Na década de 80, Lorde chega a Alemanha e se torna professora na Universidade Livre de Berlim, e se depara com a comunidade negra marginalizada, submetida a todo tipo de violência e abuso e totalmente invisibilizada, e lá ela conquistou espaço e serviu de inspiração para que as mulheres lutassem pelos seus direitos e aprendessem a se reconhecer e a se afirmar, muitas mulheres negras eram (e ainda são) criadas para acreditar que eram inferiores por serem negras, como é o caso de Ika Hügel-Marshall, escritora afro-alemã que foi inspirada pela convivência com Lorde, e assim assumiu sua identidade e entrou para a literatura, lançando um livro chamado Invisible Woman: Growing Up Black in Germany, que retrata justamente essa realidade que acabamos de citar, e como estamos falando da Alemanha nos anos 80, ainda com resquícios da segunda guerra, podemos afirmar que o racismo ainda estava impregnado na sociedade de forma exorbitante, no livro ela fala de como cresceu com sentimento de aversão a si mesma e outros impactos do racismo na sua vida, e como foi a luta até a autoaceitação.

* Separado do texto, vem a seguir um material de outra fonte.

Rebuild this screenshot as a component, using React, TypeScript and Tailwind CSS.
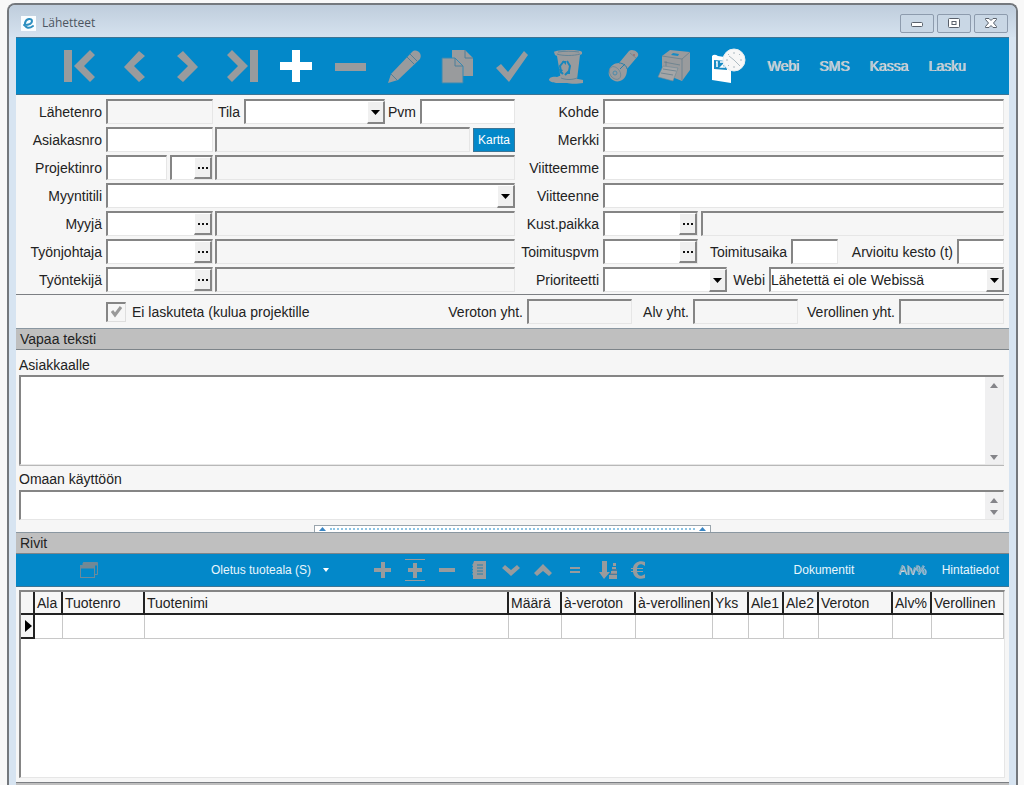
import React, { useState } from 'react';

const FIELD = 'h-[25px] min-w-0 rounded-none border-t-2 border-l-2 border-r border-b border-t-[#858585] border-l-[#858585] border-r-[#e6e6e6] border-b-[#e6e6e6] bg-white px-1 text-sm text-[#222] outline-none';
const READONLY = 'h-[25px] min-w-0 rounded-none border-t-2 border-l-2 border-r border-b border-t-[#858585] border-l-[#858585] border-r-[#e6e6e6] border-b-[#e6e6e6] bg-[#f6f6f6] px-1 text-sm text-[#222] outline-none';
const SMALL_BUTTON = 'flex w-[18px] shrink-0 items-center justify-center border-t border-l border-r-2 border-b-2 border-t-white border-l-white border-r-[#858585] border-b-[#858585] bg-[#f0f0f0]';
const WINDOW_BUTTON = 'flex h-[19px] w-[34px] items-center justify-center rounded-xs border border-[#8d9bad] bg-[#c9d7e5]';

interface FieldProps {
  id: string;
  label?: string;
  width: string;
  readOnly?: boolean;
}

const Field: React.FC<FieldProps> = ({ id, label, width, readOnly }) => (
  <input id={id} type="text" aria-label={label} readOnly={readOnly} className={`${readOnly ? READONLY : FIELD} ${width}`} />
);

const RowLabel: React.FC<{ htmlFor: string; children: React.ReactNode; width?: string }> = ({ htmlFor, children, width = 'w-[90px]' }) => (
  <label htmlFor={htmlFor} className={`${width} shrink-0 pr-1 text-right whitespace-nowrap`}>{children}</label>
);

const Lookup: React.FC<{ id: string; label: string; width: string; part?: string }> = ({ id, label, width, part }) => (
  <div className={`${FIELD} flex shrink-0 px-0! ${width}`}>
    <input id={id} type="text" aria-label={part} className="min-w-0 flex-1 px-1 outline-none" />
    <button type="button" aria-label={`Hae ${label}`} className={SMALL_BUTTON}>
      <svg width="10" height="2" viewBox="0 0 10 2" fill="#111"><path d="M0 0h2v2H0zM4 0h2v2H4zM8 0h2v2H8z" /></svg>
    </button>
  </div>
);

const Dropdown: React.FC<{ id: string; width: string; options: string[] }> = ({ id, width, options }) => (
  <div className={`relative ${width}`}>
    <select id={id} className={`${FIELD} block w-full appearance-none px-0! leading-5`}>
      {options.map(o => <option key={o} value={o}>{o}</option>)}
    </select>
    <span className={`${SMALL_BUTTON} pointer-events-none absolute top-0.5 right-0 bottom-0`}>
      <svg width="9" height="5" viewBox="0 0 9 5"><path d="M0 0h9L4.500 5z" fill="#000" /></svg>
    </span>
  </div>
);

const LookupRow: React.FC<{ id: string; label: string }> = ({ id, label }) => (
  <div className="flex items-center">
    <RowLabel htmlFor={id}>{label}</RowLabel>
    <Lookup id={id} label={label} width="w-[107px]" />
    <Field id={`${id}-nimi`} label={`${label} nimi`} width="ml-0.5 flex-1" readOnly />
  </div>
);

const SectionBar: React.FC<{ children: React.ReactNode }> = ({ children }) => (
  <h2 className="flex h-[22px] shrink-0 items-center border-t border-b border-t-[#8a97a1] border-b-[#7d8489] bg-[#bfbfbf] pl-1 text-sm">{children}</h2>
);

const Memo: React.FC<{ id: string; height: string }> = ({ id, height }) => (
  <div className={`flex border-t-2 border-l-2 border-r border-b border-t-[#858585] border-l-[#858585] border-r-[#e6e6e6] border-b-[#e6e6e6] bg-white ${height}`}>
    <textarea id={id} className="min-w-0 flex-1 resize-none p-1 text-sm outline-none" />
    <div className="flex w-[18px] flex-col justify-between bg-[#f0f0f1]">
      <button type="button" aria-label="Vieritä ylös" className="flex min-h-0 flex-1 justify-center pt-1.5">
        <svg width="8" height="5" viewBox="0 0 8 5"><path d="M0 5h8L4 0z" fill="#848489" /></svg>
      </button>
      <button type="button" aria-label="Vieritä alas" className="flex min-h-0 flex-1 items-end justify-center pb-1">
        <svg width="8" height="5" viewBox="0 0 8 5"><path d="M0 0h8L4 5z" fill="#848489" /></svg>
      </button>
    </div>
  </div>
);

const GREY = '#999b9d';

const mainTools: { label: string; icon: React.ReactNode }[] = [
  { label: 'Ensimmäinen', icon: <path d="M1 1h8v32H1zM27 1l5 5-11 11 11 11-5 5L11 17z" fill={GREY} /> },
  { label: 'Edellinen', icon: <path d="M22 2l6 5-11 10 11 11-6 5L7 18z" fill={GREY} /> },
  { label: 'Seuraava', icon: <path d="M12 2L6 7l11 10L6 28l6 5 15-15z" fill={GREY} /> },
  { label: 'Viimeinen', icon: <path d="M25 1h8v32h-8zM7 1L2 6l11 11L2 28l5 5 16-16z" fill={GREY} /> },
  { label: 'Lisää', icon: <path d="M13 1h8v12h12v8H21v12h-8V21H1v-8h12z" fill="#fff" /> },
  { label: 'Poista', icon: <path d="M2 14h31v8H2z" fill={GREY} /> },
  {
    label: 'Muokkaa',
    icon: (
      <g>
        <path d="M1 34l3-9L25 3c4-4 11 1 8 7L11 31z" fill={GREY} />
        <path d="M23 5l7 7M20 8l7 7M4 25l6 6" stroke="#527f98" strokeWidth="1" fill="none" />
      </g>
    ),
  },
  {
    label: 'Kopioi',
    icon: (
      <g fill={GREY}>
        <path d="M11 1h13l8 8v18H11z" />
        <path d="M24 1v8h8" fill="none" stroke="#4e7e98" />
        <path d="M1 9h13l8 8v17H1z" stroke="#3489b4" />
        <path d="M14 9v8h8" fill="none" stroke="#4e7e98" />
      </g>
    ),
  },
  { label: 'Hyväksy', icon: <path d="M1 19l5-4 7 8L29 2l4 4-19 27z" fill={GREY} /> },
  {
    label: 'Roskakori',
    icon: (
      <g>
        <path d="M5 3c1-2 26-3 28 0v2l-2 1-3 25c-3 2-13 2-16 0L8 7 6 6z" fill={GREY} />
        <path d="M0 31c0-3 5-4 8-3l5-2 3 4h13l5 1v3c-5 1-13 1-16 0H7c-2-1-5 0-7-3z" fill={GREY} />
        <path d="M8 5c5 2 17 2 23 0M9 3c6-1 15-1 21 0M12 29c5 2 11 2 16 0" stroke="#557f96" strokeWidth=".8" fill="none" />
        <path d="M15 12l-4 5 1 6 2 2M18 12l3 5-1 5-4 4" stroke="#1787bd" strokeWidth="2" fill="none" />
        <path d="M13 12h4v4zM21 20v5h-4zM10 20l4 1-3 4z" fill="#1787bd" />
      </g>
    ),
  },
  {
    label: 'Valaise',
    icon: (
      <g>
        <path d="M6 22c1-5 5-8 10-8L26 2c3-3 11 1 9 5l-11 13c0 6-2 10-7 12-6 2-13-4-11-10z" fill={GREY} />
        <ellipse cx="12" cy="24" rx="5" ry="7" transform="rotate(-35 12 24)" fill="none" stroke="#6d8896" strokeWidth=".8" />
        <circle cx="12" cy="24" r="2" fill="none" stroke="#4e8bab" />
        <path d="M16 14c4 0 8 3 8 6M22 15l-5 5" stroke="#287fa9" fill="none" />
        <path d="M27 4l6 5" stroke="#6d8896" strokeWidth=".8" />
        <circle cx="31" cy="6" r="1" fill="#9b6f70" />
      </g>
    ),
  },
  {
    label: 'Tulosta',
    icon: (
      <g>
        <path d="M5 7l8-6 20 2v18l-8 11-20-8z" fill={GREY} />
        <path d="M1 28l5-11 15 2-5 13z" fill="#a5a6a7" stroke="#6d8896" strokeWidth=".6" />
        <path d="M5 7l20 3 8-7M25 10v21M9 12v5M7 13l16 3M4 24l12 2M6 20l13 2" stroke="#667f8d" strokeWidth=".8" fill="none" />
        <path d="M14 6l2-2 6 1-1 2z" fill="#178bc4" />
      </g>
    ),
  },
  {
    label: 'Kalenteri',
    icon: (
      <g>
        <path d="M1 7c2-2 4-1 6 0l13 2v25L1 31z" fill="#fff" />
        <path d="M3 11l13 1v9L3 20z" fill="#178bc4" />
        <path d="M5 13h1v5M9 13h4v2l-3 3h4" stroke="#fff" strokeWidth="1.500" fill="none" />
        <circle cx="23" cy="11" r="11" fill="#f7f7f7" stroke="#e6edf0" />
        <path d="M23 3v2M23 17v2M15 11h2M29 11h2M17 5l1 1M29 5l-1 1M17 17l1-1M29 17l-1-1M18 7l5 4 5 5" stroke="#9babb4" strokeWidth=".8" fill="none" />
      </g>
    ),
  },
];

const rowTools: { label: string; icon: React.ReactNode }[] = [
  { label: 'Lisää rivi', icon: <path d="M9 3h4v6h6v4h-6v6H9v-6H2V9h7z" fill={GREY} /> },
  { label: 'Lisää väliin', icon: <path d="M9 4h4v5h5v4h-5v6H9v-6H4V9h5zM1 0h20v1H1zM1 21h20v1H1z" fill={GREY} /> },
  { label: 'Poista rivi', icon: <path d="M3 9h16v4H3z" fill={GREY} /> },
  {
    label: 'Luettelo',
    icon: (
      <g>
        <path d="M6 2h12v18H5V5z" fill={GREY} />
        <path d="M9 6h6M9 9h6M9 12h6M9 15h6" stroke="#287fa9" />
        <path d="M4 6h3M4 9h3M4 12h3M4 15h3" stroke="#999b9d" />
      </g>
    ),
  },
  { label: 'Siirrä alas', icon: <path d="M2 9l3-3 6 5 6-5 3 3-9 8z" fill={GREY} /> },
  { label: 'Siirrä ylös', icon: <path d="M2 14l3 3 6-5 6 5 3-3-9-9z" fill={GREY} /> },
  { label: 'Yhtä kuin', icon: <path d="M6 8h10v2H6zM6 12h10v2H6z" fill={GREY} /> },
  {
    label: 'Järjestä',
    icon: (
      <g fill={GREY}>
        <path d="M6 2h5v11h3l-6 7-5-7h3z" />
        <path d="M17 4h3v3h-3zM16 8h4v2h-4zM15 12h6v3h-6zM13 16h8v4h-8z" />
        <path d="M16 11h5M14 15h7" stroke="#8b7377" />
      </g>
    ),
  },
  {
    label: 'Hinta',
    icon: <path d="M17 3v4c-4-3-7-2-8 2h6v1H9v2h6v1H9c1 4 4 5 8 2v4C11 21 6 19 5 13H3v-1h2v-2H3V9h2C6 3 12 1 17 3z" fill={GREY} />,
  },
];

const columns = [
  { name: 'Ala', width: 'w-[28px]' },
  { name: 'Tuotenro', width: 'w-[82px]' },
  { name: 'Tuotenimi', width: '' },
  { name: 'Määrä', width: 'w-[53px]' },
  { name: 'à-veroton', width: 'w-[74px]' },
  { name: 'à-verollinen', width: 'w-[77px]' },
  { name: 'Yks', width: 'w-[36px]' },
  { name: 'Ale1', width: 'w-[35px]' },
  { name: 'Ale2', width: 'w-[35px]' },
  { name: 'Veroton', width: 'w-[74px]' },
  { name: 'Alv%', width: 'w-[39px]' },
  { name: 'Verollinen', width: 'w-[72px]' },
];

const TitleBar: React.FC = () => (
  <header className="flex h-8 shrink-0 items-center bg-linear-to-b from-[#bfcddc] to-[#d5e2ef] px-2 pt-1">
    <div className="flex flex-1 items-center gap-1.5 pl-1">
      <svg width="15" height="15" viewBox="0 0 15 15">
        <rect width="15" height="15" fill="#fafdff" />
        <path d="M3 9c4 0 8-1 8-4s-6-3-7 2c-1 5 4 6 8 3" fill="none" stroke="#2d8fc0" strokeWidth="2" strokeLinecap="round" />
      </svg>
      <h1 className="font-['Open_Sans',sans-serif] text-xs text-[#4c5560]">Lähetteet</h1>
    </div>
    <div className="flex gap-[3px]">
      <button type="button" aria-label="Pienennä" className={WINDOW_BUTTON}>
        <svg width="12" height="10" viewBox="0 0 12 10"><rect x=".5" y="4.500" width="11" height="4" rx="1" fill="#fff" stroke="#59606b" /></svg>
      </button>
      <button type="button" aria-label="Suurenna" className={WINDOW_BUTTON}>
        <svg width="12" height="10" viewBox="0 0 12 10" fill="#fff" stroke="#59606b"><rect x=".5" y=".5" width="11" height="9" rx="1" /><rect x="4" y="3.500" width="4" height="3" /></svg>
      </button>
      <button type="button" aria-label="Sulje" className={WINDOW_BUTTON}>
        <svg width="12" height="10" viewBox="0 0 12 10"><path d="M.5.5h3.500L6 2.500 8 .5h3.500v1L8.500 5l3 3.500v1H8L6 7.500 4 9.500H.5v-1l3-3.500-3-3.500z" fill="#fff" stroke="#59606b" /></svg>
      </button>
    </div>
  </header>
);

const MainToolbar: React.FC = () => (
  <div className="flex h-[58px] shrink-0 items-center border-t border-b border-t-[#3d7595] border-b-[#3d7595] bg-[#0388c9] pl-[37px]">
    {mainTools.map(t => (
      <button key={t.label} type="button" aria-label={t.label} className="flex w-[54px] shrink-0 justify-center">
        <svg width="34" height="34" viewBox="0 0 34 34" className="overflow-visible">{t.icon}</svg>
      </button>
    ))}
    <div className="flex items-center gap-4 pl-3 text-sm text-[#b9c1c6]">
      {['Webi', 'SMS', 'Kassa', 'Lasku'].map(name => (
        <button key={name} type="button" className="pr-1 [text-shadow:1px_0_0_#dfeaf0]">{name}</button>
      ))}
    </div>
  </div>
);

const HeaderForm: React.FC = () => (
  <div className="flex pt-1 pr-[5px] pb-0.5">
    <div className="flex w-[499px] shrink-0 flex-col gap-[3px]">
      <div className="flex items-center">
        <RowLabel htmlFor="lahetenro">Lähetenro</RowLabel>
        <Field id="lahetenro" width="w-[107px]" readOnly />
        <RowLabel htmlFor="tila" width="w-[31px]">Tila</RowLabel>
        <Dropdown id="tila" width="w-[141px]" options={['']} />
        <RowLabel htmlFor="pvm" width="w-[35px]">Pvm</RowLabel>
        <Field id="pvm" width="flex-1" />
      </div>
      <div className="flex items-center">
        <RowLabel htmlFor="asiakasnro">Asiakasnro</RowLabel>
        <Field id="asiakasnro" width="w-[107px]" />
        <Field id="asiakas-nimi" label="Asiakkaan nimi" width="ml-0.5 flex-1" readOnly />
        <button type="button" className="ml-[3px] h-6 w-[42px] border border-[#3d7595] bg-[#0388c9] text-xs text-white">Kartta</button>
      </div>
      <div className="flex items-center">
        <RowLabel htmlFor="projektinro">Projektinro</RowLabel>
        <Field id="projektinro" width="w-[61px]" />
        <Lookup id="projekti-osa" label="Projekti" part="Projektin osa" width="ml-[3px] w-[43px]" />
        <Field id="projekti-nimi" label="Projektin nimi" width="ml-0.5 flex-1" readOnly />
      </div>
      <div className="flex items-center">
        <RowLabel htmlFor="myyntitili">Myyntitili</RowLabel>
        <Dropdown id="myyntitili" width="flex-1" options={['']} />
      </div>
      <LookupRow id="myyja" label="Myyjä" />
      <LookupRow id="tyonjohtaja" label="Työnjohtaja" />
      <LookupRow id="tyontekija" label="Työntekijä" />
    </div>

    <div className="flex min-w-0 flex-1 flex-col gap-[3px]">
      {['Kohde', 'Merkki', 'Viitteemme', 'Viitteenne'].map(name => (
        <div key={name} className="flex items-center">
          <RowLabel htmlFor={name} width="w-[88px]">{name}</RowLabel>
          <Field id={name} width="flex-1" />
        </div>
      ))}
      <div className="flex items-center">
        <RowLabel htmlFor="kustpaikka" width="w-[88px]">Kust.paikka</RowLabel>
        <Lookup id="kustpaikka" label="Kust.paikka" width="w-[95px]" />
        <Field id="kustpaikka-nimi" label="Kust.paikan nimi" width="ml-[3px] flex-1" readOnly />
      </div>
      <div className="flex items-center">
        <RowLabel htmlFor="toimituspvm" width="w-[88px]">Toimituspvm</RowLabel>
        <Lookup id="toimituspvm" label="Toimituspvm" width="w-[95px]" />
        <RowLabel htmlFor="toimitusaika" width="w-[93px]">Toimitusaika</RowLabel>
        <Field id="toimitusaika" width="w-[47px]" />
        <div className="flex-1" />
        <RowLabel htmlFor="kesto" width="w-[110px]">Arvioitu kesto (t)</RowLabel>
        <Field id="kesto" width="w-[47px]" />
      </div>
      <div className="flex items-center">
        <RowLabel htmlFor="prioriteetti" width="w-[88px]">Prioriteetti</RowLabel>
        <Dropdown id="prioriteetti" width="w-[124px]" options={['']} />
        <RowLabel htmlFor="webi" width="w-[42px]">Webi</RowLabel>
        <Dropdown id="webi" width="flex-1" options={['Lähetettä ei ole Webissä']} />
      </div>
    </div>
  </div>
);

const TotalsRow: React.FC = () => {
  const [noInvoice, setNoInvoice] = useState(true);

  return (
    <div className="flex h-[34px] shrink-0 items-center border-t border-[#7c7f83] pr-[5px] pl-[90px]">
      <label className="flex flex-1 items-center gap-1.5 whitespace-nowrap">
        <span className="relative flex h-5 w-5 items-center justify-center border-t-2 border-l-2 border-r border-b border-t-[#858585] border-l-[#858585] border-r-[#dedede] border-b-[#dedede]">
          <input
            type="checkbox"
            checked={noInvoice}
            onChange={e => setNoInvoice(e.target.checked)}
            className="absolute inset-0 appearance-none"
          />
          {noInvoice && (
            <svg width="12" height="12" viewBox="0 0 12 12" className="pointer-events-none">
              <path d="M1 5l3 4 6-8" fill="none" stroke="#999" strokeWidth="3" />
            </svg>
          )}
        </span>
        Ei laskuteta (kulua projektille
      </label>
      <RowLabel htmlFor="veroton" width="w-[86px]">Veroton yht.</RowLabel>
      <Field id="veroton" width="w-[105px]" readOnly />
      <RowLabel htmlFor="alv" width="w-[61px]">Alv yht.</RowLabel>
      <Field id="alv" width="w-[105px]" readOnly />
      <RowLabel htmlFor="verollinen" width="w-[101px]">Verollinen yht.</RowLabel>
      <Field id="verollinen" width="w-[105px]" readOnly />
    </div>
  );
};

const RowToolbar: React.FC = () => (
  <div className="flex h-[33px] shrink-0 items-center border-b border-[#3d7595] bg-[#0388c9] pr-2.5 text-xs text-[#e9f6fc]">
    <button type="button" aria-label="Ikkuna" className="ml-16">
      <svg width="18" height="16" viewBox="0 0 18 16" fill="none" stroke="#6e8a99">
        <path d="M3.500 3V.5h14v12H15" />
        <path d="M3 1h14v2H3z" fill="#7b868d" />
        <rect x=".5" y="3.500" width="14" height="12" />
        <path d="M1 4h13v2H1z" fill="#7b868d" />
      </svg>
    </button>
    <button type="button" className="ml-[113px] flex items-center gap-3 whitespace-nowrap">
      Oletus tuoteala (S)
      <svg width="6" height="4" viewBox="0 0 6 4"><path d="M0 0h6L3 4z" fill="#fff" /></svg>
    </button>
    <div className="ml-[38px] flex">
      {rowTools.map(t => (
        <button key={t.label} type="button" aria-label={t.label} className="flex w-8 justify-center">
          <svg width="22" height="22" viewBox="0 0 22 22">{t.icon}</svg>
        </button>
      ))}
    </div>
    <div className="flex-1" />
    <button type="button">Dokumentit</button>
    <button type="button" className="ml-11 text-[#a3adb3] [text-shadow:1px_1px_0_#c9dbe5]">Alv%</button>
    <button type="button" className="ml-4">Hintatiedot</button>
  </div>
);

const RowsTable: React.FC = () => (
  <div className="mt-[3px] mr-1 mb-1 ml-[3px] min-h-[60px] flex-1 border-t-2 border-l-2 border-r border-b border-t-[#858585] border-l-[#858585] border-r-[#e6e6e6] border-b-[#e6e6e6] bg-white">
    <table className="w-full table-fixed border-separate border-spacing-0 text-sm">
      <thead>
        <tr className="h-[23px] bg-[#f6f6f6]">
          <th aria-label="Valittu rivi" className="w-[14px] border-r-2 border-b-2 border-[#222] p-0" />
          {columns.map(c => (
            <th key={c.name} scope="col" className={`${c.width} overflow-hidden border-r-2 border-b-2 border-[#222] p-0 pl-0.5 text-left font-normal whitespace-nowrap last:border-r last:border-r-[#b5b5b5]`}>{c.name}</th>
          ))}
        </tr>
      </thead>
      <tbody>
        <tr className="h-6">
          <td className="border-r-2 border-b-2 border-[#222] bg-[#f6f6f6] p-0 pl-1">
            <svg width="7" height="12" viewBox="0 0 7 12"><path d="M0 0v12l7-6z" fill="#000" /></svg>
          </td>
          {columns.map(c => <td key={c.name} className="border-r border-b border-[#c8c8c8] p-0" />)}
        </tr>
      </tbody>
    </table>
  </div>
);

export default function App() {
  return (
    <div className="flex h-screen min-h-[640px] min-w-[960px] flex-col bg-[#f8f8f8] pt-[3px] pr-1.5 pl-[7px] font-['Liberation_Sans',Arial,sans-serif] text-sm text-[#222]">
      <div className="flex min-h-0 flex-1 flex-col overflow-hidden rounded-t-lg border-t-2 border-r-2 border-l-2 border-[#74787d] bg-[#d7e4f1]">
        <TitleBar />
        <main className="mx-[7px] flex min-h-0 flex-1 flex-col bg-[#f6f6f6]">
          <MainToolbar />
          <HeaderForm />
          <TotalsRow />
          <SectionBar>Vapaa teksti</SectionBar>
          <div className="pr-[5px] pl-[3px]">
            <label htmlFor="asiakkaalle" className="flex h-[25px] items-center pt-1">Asiakkaalle</label>
            <Memo id="asiakkaalle" height="h-[90px]" />
            <div className="border-t border-[#b8b8b8]" />
            <label htmlFor="omaan" className="flex h-6 items-center pt-0.5">Omaan käyttöön</label>
            <Memo id="omaan" height="h-[30px]" />
          </div>
          <div className="flex h-3 shrink-0 items-end justify-center">
            <button type="button" aria-label="Piilota teksti" className="flex h-[7px] w-[397px] items-center justify-between border border-b-0 border-[#9aa5ad] bg-white px-1">
              <svg width="7" height="4" viewBox="0 0 7 4"><path d="M0 4h7L3.500 0z" fill="#3b86c4" /></svg>
              <span className="mx-1 flex-1 border-t-2 border-dotted border-[#8cc4e4]" />
              <svg width="7" height="4" viewBox="0 0 7 4"><path d="M0 4h7L3.500 0z" fill="#3b86c4" /></svg>
            </button>
          </div>
          <SectionBar>Rivit</SectionBar>
          <RowToolbar />
          <RowsTable />
          <div className="h-[3px] border-t border-[#7c7f83] bg-[#bfbfbf]" />
        </main>
      </div>
    </div>
  );
}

Em seu discurso, Audre sempre pontuava a importância da aceitação da identidade e autoafirmação das mulheres, ela entendia que temos poder e que esse poder é oprimido dentro de nós por vivermos numa sociedade que reprime e nega o feminino, ela nos incentivou a resgatar esse poder, quando ela se afirma “Negra, lésbica, mãe, guerreira e poeta”, ela assume sua identidade completamente, e ainda disse "se eu mesma não me definir, eu seria esmagada nas fantasias de outras pessoas e comida viva”, quantas de nós passamos a vida sendo esmagadas nas fantasias dos outros ? Somos criadas para preencher exectativas dos outros, ser mãe, cuidar da casa, cuidar dos familiares, estudar e se formar em área x ou y, dentre outras exigências, quantos anos levamos para entender que nossa vida é nossa e não do outro ? Audre trouxe essa discussão em sua obra com maestria, nos mostra quem realmente somos e nos leva a refletir sobre quem somos, desprendida de valores da sociedade patriarcal e machista.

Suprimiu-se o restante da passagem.